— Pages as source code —
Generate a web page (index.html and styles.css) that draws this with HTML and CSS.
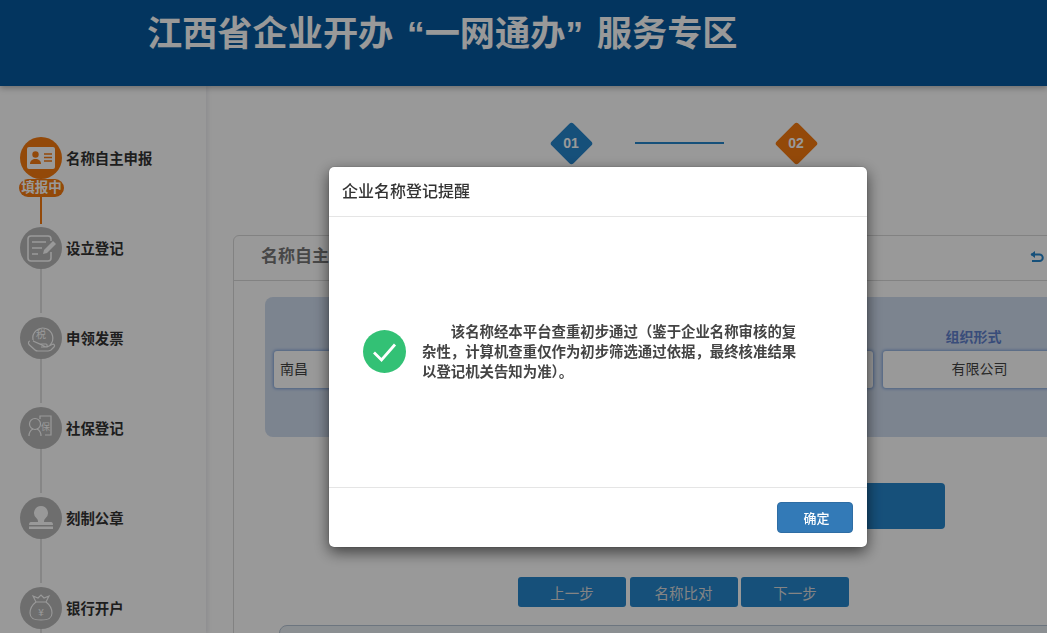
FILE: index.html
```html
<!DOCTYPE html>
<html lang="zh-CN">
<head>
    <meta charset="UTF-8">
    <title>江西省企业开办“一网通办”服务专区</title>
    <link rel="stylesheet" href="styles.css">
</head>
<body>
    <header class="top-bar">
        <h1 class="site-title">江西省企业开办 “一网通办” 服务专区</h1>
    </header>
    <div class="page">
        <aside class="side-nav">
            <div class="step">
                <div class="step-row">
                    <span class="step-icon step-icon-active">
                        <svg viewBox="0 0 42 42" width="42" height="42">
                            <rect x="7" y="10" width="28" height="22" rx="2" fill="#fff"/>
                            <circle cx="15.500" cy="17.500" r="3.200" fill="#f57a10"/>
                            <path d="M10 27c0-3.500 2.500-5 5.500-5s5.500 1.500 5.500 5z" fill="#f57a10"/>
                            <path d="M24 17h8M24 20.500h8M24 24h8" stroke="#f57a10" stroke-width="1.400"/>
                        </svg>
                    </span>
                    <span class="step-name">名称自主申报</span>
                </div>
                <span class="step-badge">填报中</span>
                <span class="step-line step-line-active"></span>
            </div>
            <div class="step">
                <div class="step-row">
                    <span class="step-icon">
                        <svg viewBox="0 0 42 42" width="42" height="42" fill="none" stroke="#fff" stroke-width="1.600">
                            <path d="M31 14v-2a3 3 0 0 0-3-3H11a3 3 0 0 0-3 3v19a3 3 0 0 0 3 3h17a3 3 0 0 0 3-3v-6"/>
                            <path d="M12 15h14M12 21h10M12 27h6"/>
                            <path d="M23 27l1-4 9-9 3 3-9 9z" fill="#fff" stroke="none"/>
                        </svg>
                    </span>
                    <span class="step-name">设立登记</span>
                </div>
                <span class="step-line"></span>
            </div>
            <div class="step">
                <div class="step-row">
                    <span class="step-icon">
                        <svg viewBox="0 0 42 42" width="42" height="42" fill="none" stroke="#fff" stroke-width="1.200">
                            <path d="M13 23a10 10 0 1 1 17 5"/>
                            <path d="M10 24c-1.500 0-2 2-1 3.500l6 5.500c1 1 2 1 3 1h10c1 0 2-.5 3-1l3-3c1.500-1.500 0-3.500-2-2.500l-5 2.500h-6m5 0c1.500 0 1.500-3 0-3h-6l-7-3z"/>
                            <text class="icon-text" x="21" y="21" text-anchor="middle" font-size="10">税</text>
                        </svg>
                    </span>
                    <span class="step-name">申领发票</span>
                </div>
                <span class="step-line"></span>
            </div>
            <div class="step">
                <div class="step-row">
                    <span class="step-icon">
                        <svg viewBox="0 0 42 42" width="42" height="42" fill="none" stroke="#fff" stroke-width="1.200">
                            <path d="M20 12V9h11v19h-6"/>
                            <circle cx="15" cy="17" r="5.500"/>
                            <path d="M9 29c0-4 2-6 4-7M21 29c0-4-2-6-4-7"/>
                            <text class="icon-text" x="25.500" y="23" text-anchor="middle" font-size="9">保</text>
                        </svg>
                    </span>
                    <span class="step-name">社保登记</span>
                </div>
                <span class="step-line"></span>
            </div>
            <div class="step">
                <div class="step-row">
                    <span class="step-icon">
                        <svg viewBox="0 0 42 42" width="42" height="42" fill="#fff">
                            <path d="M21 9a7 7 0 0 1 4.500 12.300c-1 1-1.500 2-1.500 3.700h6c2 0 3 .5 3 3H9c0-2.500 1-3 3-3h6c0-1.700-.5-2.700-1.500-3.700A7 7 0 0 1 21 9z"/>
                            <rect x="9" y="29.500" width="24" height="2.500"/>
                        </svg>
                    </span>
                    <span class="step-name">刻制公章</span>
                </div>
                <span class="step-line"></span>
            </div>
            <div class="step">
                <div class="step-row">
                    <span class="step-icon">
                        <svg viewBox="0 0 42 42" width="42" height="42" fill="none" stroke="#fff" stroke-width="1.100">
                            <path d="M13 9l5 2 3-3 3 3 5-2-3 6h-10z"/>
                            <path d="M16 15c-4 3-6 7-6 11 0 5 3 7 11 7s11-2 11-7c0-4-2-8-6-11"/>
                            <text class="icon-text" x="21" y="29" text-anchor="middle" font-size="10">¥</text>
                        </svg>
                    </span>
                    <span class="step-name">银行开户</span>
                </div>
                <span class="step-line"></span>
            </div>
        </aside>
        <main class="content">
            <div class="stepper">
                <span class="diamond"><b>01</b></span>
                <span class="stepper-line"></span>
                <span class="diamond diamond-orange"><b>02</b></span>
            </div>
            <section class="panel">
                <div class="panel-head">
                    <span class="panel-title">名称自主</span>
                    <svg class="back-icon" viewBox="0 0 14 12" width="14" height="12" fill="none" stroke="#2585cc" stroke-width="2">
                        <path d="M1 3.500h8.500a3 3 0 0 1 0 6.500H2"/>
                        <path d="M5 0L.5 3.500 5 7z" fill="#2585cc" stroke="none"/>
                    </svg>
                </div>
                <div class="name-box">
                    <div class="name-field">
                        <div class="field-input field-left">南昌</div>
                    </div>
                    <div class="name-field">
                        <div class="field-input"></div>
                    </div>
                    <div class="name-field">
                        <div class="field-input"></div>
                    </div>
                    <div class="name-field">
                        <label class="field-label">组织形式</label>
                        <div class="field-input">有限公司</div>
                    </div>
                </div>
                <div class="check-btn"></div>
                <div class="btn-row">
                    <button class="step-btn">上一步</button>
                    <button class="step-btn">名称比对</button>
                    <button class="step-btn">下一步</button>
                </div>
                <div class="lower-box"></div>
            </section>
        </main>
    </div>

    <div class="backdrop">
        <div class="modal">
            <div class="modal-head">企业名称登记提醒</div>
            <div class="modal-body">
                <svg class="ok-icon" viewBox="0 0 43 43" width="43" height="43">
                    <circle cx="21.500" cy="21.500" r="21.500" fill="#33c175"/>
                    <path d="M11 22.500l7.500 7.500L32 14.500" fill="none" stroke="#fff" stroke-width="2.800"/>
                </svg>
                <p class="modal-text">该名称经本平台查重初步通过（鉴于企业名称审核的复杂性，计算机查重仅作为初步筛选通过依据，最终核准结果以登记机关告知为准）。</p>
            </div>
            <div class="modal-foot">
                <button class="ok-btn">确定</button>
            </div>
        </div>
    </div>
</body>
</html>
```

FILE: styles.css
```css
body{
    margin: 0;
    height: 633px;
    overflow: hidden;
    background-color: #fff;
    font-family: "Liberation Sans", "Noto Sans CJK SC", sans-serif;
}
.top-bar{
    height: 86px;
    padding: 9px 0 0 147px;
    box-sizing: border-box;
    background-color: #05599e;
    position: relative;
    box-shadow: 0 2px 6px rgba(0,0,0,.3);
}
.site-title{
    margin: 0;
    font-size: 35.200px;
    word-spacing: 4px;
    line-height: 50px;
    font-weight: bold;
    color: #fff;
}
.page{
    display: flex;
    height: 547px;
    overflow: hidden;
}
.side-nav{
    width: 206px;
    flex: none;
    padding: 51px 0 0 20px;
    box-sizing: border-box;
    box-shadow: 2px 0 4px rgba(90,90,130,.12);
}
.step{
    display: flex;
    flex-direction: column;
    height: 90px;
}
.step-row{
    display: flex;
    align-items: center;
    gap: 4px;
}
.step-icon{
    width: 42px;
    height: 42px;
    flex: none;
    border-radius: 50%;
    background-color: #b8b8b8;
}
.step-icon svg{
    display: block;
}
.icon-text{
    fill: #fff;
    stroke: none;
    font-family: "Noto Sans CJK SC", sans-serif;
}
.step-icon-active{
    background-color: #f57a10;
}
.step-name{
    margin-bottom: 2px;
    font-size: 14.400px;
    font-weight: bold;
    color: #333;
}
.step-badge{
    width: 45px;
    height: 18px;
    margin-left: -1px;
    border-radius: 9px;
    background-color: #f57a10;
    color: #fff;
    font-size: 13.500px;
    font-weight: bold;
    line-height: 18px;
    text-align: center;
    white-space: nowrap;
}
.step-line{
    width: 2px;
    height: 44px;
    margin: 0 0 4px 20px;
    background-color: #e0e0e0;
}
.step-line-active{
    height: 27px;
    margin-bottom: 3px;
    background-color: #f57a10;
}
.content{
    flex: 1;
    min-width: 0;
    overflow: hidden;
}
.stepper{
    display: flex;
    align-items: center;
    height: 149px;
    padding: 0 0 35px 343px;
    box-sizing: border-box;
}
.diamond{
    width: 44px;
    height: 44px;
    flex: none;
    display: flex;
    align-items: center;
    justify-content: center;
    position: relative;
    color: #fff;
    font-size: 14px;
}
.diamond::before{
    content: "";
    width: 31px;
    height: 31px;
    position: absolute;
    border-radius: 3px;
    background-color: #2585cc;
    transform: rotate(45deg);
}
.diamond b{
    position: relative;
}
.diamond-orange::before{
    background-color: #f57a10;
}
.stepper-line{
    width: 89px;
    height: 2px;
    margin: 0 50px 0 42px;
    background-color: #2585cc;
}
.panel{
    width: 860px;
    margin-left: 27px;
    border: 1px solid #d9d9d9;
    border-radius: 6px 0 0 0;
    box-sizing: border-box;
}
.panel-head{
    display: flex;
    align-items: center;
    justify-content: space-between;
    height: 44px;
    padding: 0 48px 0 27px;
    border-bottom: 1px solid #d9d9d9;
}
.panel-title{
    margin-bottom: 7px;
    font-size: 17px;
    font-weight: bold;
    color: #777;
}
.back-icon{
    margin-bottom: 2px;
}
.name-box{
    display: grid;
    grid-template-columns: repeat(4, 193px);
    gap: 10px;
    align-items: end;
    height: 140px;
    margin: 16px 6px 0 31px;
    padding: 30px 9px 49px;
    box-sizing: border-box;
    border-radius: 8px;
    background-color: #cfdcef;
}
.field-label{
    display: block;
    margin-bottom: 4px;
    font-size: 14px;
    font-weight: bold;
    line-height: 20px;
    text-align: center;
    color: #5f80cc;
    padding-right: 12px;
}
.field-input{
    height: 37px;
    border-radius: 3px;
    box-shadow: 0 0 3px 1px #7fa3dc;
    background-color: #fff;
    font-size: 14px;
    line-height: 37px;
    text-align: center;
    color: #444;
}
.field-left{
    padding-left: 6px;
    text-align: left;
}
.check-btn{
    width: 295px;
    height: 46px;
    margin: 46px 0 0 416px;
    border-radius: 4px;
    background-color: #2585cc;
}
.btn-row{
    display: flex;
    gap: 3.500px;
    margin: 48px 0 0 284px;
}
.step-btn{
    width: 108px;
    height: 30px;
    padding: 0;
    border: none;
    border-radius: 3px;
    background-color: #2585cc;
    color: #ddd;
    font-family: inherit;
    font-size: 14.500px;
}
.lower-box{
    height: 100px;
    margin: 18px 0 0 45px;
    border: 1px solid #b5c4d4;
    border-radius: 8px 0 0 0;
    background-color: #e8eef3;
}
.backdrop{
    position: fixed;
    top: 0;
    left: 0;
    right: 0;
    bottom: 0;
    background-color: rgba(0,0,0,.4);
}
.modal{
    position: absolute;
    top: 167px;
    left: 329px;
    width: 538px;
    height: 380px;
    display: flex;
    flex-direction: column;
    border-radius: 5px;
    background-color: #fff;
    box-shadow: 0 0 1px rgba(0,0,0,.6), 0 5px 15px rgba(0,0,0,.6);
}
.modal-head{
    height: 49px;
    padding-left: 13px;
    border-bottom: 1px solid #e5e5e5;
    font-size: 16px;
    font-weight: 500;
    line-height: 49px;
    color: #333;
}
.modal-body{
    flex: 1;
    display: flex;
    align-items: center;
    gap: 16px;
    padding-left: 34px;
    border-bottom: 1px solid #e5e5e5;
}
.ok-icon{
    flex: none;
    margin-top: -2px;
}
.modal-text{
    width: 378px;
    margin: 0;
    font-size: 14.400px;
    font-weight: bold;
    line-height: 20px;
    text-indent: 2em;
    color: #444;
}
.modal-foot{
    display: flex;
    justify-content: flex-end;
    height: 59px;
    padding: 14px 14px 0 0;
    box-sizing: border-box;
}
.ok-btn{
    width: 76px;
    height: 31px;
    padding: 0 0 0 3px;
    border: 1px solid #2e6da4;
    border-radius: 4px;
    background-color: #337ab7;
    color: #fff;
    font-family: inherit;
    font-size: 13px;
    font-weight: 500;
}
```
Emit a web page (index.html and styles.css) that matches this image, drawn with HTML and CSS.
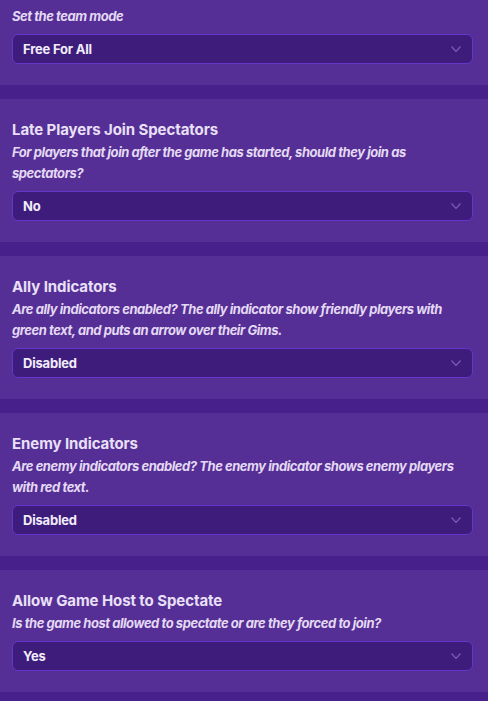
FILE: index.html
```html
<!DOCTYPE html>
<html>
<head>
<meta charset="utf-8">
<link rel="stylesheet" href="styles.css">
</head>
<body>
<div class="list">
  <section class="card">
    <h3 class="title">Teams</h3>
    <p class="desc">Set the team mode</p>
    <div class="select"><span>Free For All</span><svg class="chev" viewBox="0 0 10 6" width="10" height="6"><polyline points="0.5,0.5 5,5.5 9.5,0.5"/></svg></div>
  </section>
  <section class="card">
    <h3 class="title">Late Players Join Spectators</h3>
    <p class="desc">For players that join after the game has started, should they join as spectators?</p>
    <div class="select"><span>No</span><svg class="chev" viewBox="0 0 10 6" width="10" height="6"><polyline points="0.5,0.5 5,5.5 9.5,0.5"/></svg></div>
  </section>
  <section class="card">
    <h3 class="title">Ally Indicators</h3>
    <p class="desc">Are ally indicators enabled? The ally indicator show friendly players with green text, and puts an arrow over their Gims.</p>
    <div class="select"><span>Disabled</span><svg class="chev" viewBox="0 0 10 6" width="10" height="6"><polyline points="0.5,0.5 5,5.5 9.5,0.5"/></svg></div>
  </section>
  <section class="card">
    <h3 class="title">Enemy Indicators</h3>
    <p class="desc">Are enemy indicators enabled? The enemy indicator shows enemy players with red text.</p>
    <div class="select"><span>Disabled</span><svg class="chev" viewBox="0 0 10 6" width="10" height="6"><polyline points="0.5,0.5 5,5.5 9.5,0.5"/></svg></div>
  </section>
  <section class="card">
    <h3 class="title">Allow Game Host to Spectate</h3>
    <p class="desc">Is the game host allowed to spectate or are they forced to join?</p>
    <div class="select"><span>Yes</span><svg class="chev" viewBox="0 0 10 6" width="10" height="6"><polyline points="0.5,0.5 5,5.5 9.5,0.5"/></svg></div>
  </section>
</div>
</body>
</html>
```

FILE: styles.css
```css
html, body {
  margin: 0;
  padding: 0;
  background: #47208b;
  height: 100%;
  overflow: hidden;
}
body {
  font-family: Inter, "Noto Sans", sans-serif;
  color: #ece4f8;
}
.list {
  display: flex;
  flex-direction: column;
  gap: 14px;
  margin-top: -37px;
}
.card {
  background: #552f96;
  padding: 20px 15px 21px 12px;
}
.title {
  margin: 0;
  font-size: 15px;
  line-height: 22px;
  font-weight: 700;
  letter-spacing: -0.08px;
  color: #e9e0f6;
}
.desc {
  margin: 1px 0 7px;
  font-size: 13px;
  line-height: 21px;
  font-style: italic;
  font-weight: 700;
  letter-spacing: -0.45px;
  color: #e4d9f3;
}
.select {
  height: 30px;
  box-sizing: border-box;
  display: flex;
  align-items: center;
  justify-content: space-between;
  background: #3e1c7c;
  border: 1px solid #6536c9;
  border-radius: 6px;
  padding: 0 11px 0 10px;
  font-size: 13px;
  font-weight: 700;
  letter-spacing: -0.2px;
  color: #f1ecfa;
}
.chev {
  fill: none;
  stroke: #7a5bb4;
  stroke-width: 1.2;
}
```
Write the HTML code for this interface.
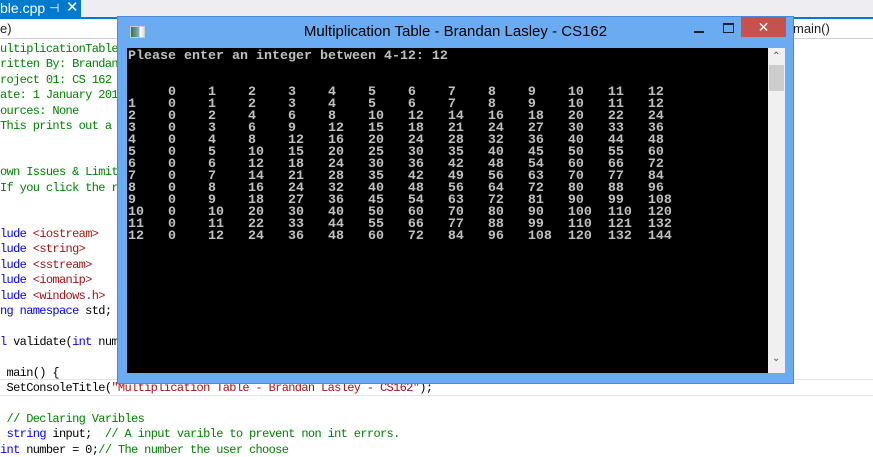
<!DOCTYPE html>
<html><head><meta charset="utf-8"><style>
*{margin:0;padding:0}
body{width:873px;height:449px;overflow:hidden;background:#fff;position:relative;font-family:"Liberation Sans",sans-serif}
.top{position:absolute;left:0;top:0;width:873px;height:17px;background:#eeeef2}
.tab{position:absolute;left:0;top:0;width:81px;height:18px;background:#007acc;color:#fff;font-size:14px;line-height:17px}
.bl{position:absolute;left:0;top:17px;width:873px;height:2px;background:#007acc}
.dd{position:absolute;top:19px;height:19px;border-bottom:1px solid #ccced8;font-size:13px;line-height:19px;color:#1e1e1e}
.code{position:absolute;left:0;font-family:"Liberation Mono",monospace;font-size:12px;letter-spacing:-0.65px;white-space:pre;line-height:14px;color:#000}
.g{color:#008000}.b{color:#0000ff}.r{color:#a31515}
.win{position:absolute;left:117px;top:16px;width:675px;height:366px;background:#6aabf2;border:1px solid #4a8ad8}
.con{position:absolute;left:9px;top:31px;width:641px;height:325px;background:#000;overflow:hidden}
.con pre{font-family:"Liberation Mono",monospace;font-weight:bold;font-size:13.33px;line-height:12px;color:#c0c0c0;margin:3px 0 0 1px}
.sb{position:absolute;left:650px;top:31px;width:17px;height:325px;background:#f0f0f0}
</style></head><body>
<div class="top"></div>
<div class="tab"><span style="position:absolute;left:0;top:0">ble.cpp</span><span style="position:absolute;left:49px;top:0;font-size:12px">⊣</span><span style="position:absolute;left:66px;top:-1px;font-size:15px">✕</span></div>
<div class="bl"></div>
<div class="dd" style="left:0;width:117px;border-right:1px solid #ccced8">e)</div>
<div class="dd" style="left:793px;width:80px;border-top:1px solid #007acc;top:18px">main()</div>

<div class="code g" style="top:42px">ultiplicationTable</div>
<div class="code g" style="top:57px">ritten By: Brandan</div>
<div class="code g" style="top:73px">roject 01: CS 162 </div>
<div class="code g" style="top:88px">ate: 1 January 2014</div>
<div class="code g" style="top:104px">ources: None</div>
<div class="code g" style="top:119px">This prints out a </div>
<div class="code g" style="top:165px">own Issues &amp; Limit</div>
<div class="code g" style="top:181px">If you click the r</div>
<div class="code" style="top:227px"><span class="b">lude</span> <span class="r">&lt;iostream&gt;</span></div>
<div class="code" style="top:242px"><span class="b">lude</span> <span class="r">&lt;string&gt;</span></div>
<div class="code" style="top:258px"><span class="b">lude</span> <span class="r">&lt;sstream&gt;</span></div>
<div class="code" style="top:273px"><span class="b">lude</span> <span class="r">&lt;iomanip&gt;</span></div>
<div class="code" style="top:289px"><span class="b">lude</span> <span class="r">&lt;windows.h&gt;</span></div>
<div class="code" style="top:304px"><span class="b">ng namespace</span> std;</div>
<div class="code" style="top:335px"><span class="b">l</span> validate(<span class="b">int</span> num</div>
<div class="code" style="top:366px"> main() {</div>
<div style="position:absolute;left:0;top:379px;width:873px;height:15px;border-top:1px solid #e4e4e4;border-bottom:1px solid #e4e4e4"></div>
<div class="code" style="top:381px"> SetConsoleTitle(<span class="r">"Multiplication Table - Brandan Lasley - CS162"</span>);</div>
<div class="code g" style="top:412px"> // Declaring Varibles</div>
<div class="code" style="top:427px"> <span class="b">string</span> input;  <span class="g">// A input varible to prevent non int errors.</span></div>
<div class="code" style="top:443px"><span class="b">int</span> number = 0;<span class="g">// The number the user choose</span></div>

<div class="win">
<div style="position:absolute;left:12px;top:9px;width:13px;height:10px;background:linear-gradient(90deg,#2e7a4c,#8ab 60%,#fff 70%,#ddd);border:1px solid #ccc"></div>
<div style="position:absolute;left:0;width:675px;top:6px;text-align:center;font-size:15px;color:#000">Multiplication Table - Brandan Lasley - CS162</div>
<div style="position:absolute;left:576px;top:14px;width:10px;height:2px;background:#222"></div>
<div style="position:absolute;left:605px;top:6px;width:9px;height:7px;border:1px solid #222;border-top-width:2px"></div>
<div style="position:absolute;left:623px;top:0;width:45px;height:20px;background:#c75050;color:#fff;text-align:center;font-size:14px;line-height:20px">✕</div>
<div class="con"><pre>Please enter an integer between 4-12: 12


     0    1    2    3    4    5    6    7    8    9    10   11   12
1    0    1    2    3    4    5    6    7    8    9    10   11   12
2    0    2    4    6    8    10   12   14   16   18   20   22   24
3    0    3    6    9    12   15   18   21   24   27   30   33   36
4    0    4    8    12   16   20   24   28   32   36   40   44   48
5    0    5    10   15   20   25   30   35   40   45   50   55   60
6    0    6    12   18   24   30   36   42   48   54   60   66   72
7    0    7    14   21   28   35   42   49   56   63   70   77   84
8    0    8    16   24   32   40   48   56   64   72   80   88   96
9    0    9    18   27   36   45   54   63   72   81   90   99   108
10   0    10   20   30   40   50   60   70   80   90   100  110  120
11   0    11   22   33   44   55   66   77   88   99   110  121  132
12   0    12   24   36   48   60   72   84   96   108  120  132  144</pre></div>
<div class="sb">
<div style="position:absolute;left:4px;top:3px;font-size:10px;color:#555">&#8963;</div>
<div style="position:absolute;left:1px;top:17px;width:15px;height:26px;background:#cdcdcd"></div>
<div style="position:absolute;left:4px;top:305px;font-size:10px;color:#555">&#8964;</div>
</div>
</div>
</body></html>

— Problem description —
Check each line above for the string "styles" and report how many lines have it, giving only the number.

— Final result —
6